* SET PROBLEM
Each line containing the word "screenshot" must be reported.

---*---

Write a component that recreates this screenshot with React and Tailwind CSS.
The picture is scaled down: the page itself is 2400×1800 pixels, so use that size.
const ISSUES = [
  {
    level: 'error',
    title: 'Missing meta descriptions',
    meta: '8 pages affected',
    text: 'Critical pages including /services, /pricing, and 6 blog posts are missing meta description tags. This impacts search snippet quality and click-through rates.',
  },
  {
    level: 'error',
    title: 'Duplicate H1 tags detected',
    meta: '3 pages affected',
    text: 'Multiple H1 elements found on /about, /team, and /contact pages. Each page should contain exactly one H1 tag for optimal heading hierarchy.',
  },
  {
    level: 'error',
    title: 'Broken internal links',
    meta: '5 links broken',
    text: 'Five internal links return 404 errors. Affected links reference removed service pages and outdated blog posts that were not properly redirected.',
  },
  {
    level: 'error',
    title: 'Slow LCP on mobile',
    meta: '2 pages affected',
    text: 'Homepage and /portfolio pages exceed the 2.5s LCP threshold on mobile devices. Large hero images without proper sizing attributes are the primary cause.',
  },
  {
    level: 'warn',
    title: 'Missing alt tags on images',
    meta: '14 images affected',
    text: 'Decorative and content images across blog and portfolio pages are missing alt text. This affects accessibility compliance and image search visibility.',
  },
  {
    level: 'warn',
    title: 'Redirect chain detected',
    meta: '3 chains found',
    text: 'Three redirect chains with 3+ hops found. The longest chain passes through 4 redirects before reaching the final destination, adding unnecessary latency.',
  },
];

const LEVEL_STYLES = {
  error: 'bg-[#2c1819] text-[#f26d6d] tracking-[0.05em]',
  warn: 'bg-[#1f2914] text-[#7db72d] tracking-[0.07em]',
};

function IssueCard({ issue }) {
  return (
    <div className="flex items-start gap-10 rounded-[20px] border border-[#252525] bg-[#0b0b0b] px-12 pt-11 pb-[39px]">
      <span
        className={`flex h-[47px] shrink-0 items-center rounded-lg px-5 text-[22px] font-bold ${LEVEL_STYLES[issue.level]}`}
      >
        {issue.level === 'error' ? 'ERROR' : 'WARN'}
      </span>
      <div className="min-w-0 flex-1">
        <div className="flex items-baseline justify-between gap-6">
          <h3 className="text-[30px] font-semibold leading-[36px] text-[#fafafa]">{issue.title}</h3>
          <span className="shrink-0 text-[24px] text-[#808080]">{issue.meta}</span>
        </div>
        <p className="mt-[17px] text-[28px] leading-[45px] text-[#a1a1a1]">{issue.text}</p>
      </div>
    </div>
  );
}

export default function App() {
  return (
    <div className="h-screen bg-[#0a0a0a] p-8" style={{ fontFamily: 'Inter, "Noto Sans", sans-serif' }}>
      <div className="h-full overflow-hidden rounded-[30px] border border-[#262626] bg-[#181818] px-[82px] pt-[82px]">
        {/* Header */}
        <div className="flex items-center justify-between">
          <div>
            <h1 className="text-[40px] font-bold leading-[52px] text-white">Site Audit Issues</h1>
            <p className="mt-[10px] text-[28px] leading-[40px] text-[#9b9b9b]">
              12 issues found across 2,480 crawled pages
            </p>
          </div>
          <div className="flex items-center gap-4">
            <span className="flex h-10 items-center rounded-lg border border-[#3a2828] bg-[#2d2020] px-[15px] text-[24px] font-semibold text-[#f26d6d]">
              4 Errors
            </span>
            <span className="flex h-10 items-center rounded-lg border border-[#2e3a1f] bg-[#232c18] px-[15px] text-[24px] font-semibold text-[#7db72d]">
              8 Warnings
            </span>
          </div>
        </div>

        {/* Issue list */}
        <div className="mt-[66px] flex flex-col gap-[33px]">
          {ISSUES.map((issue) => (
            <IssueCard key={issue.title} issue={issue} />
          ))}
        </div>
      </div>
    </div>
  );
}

---*---

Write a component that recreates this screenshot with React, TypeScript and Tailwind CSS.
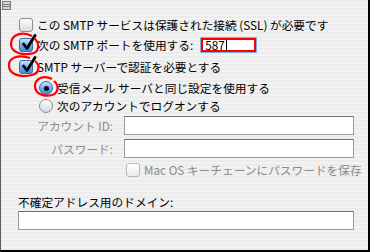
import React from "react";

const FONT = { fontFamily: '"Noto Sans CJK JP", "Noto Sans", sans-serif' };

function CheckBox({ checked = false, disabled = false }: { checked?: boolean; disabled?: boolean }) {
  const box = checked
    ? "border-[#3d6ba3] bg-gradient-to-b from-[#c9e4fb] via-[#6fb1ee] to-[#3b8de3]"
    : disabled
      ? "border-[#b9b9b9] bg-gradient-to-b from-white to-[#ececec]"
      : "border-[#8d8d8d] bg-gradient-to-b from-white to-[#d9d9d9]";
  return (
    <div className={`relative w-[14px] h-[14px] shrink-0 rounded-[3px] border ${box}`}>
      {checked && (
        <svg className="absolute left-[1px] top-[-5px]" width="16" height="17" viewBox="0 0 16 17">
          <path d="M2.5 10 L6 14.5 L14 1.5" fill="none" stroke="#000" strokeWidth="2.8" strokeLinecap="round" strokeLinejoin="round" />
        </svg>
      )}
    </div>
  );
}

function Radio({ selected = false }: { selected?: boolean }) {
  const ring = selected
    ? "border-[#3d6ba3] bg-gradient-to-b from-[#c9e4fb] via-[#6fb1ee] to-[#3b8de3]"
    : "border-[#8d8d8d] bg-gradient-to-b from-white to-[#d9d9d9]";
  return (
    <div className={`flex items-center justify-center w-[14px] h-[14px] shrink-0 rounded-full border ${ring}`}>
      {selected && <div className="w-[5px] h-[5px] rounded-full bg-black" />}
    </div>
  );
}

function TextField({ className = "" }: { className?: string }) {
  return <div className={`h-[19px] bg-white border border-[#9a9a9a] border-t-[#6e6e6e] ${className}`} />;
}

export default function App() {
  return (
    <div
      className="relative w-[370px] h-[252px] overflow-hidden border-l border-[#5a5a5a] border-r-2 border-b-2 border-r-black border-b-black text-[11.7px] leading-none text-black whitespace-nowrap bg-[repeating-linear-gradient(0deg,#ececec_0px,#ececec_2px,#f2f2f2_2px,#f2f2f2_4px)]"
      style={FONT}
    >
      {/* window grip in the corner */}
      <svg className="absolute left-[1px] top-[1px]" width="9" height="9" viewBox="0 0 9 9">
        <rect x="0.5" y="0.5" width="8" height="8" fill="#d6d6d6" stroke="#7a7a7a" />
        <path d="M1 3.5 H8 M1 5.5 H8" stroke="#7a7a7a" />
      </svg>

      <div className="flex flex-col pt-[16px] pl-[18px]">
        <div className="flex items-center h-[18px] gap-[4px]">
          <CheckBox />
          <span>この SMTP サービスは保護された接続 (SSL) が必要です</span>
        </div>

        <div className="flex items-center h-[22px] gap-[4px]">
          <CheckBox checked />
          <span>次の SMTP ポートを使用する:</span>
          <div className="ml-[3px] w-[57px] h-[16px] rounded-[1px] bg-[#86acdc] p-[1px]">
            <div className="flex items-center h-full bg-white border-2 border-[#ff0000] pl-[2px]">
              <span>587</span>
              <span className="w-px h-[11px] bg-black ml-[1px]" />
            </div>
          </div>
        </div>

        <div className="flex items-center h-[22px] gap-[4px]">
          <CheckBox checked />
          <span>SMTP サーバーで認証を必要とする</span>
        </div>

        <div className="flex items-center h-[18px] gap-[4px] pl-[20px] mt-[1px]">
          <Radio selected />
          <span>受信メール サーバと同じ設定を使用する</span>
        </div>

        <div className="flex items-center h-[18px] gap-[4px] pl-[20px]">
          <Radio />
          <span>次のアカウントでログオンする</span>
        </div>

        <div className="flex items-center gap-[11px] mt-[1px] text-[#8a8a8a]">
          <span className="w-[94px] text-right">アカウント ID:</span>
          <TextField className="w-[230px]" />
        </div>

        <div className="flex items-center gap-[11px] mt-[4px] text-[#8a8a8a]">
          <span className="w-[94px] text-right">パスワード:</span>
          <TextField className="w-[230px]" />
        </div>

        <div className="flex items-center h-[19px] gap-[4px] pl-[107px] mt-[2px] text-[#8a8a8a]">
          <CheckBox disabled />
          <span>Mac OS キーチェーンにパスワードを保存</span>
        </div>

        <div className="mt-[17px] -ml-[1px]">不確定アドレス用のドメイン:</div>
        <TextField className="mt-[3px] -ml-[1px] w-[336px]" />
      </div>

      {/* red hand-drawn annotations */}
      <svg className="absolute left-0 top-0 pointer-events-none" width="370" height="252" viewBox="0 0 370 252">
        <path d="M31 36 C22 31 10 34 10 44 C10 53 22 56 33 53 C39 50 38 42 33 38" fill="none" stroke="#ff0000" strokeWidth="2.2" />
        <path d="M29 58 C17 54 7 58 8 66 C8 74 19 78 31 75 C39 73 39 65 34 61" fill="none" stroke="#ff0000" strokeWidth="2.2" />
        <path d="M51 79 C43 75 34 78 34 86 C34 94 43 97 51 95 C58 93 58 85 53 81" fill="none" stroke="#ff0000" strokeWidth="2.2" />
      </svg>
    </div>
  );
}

---*---

* TASK RESPONSE
Write a component that recreates this screenshot with React and Tailwind CSS.
Write a component that recreates this screenshot with React, TypeScript and Tailwind CSS.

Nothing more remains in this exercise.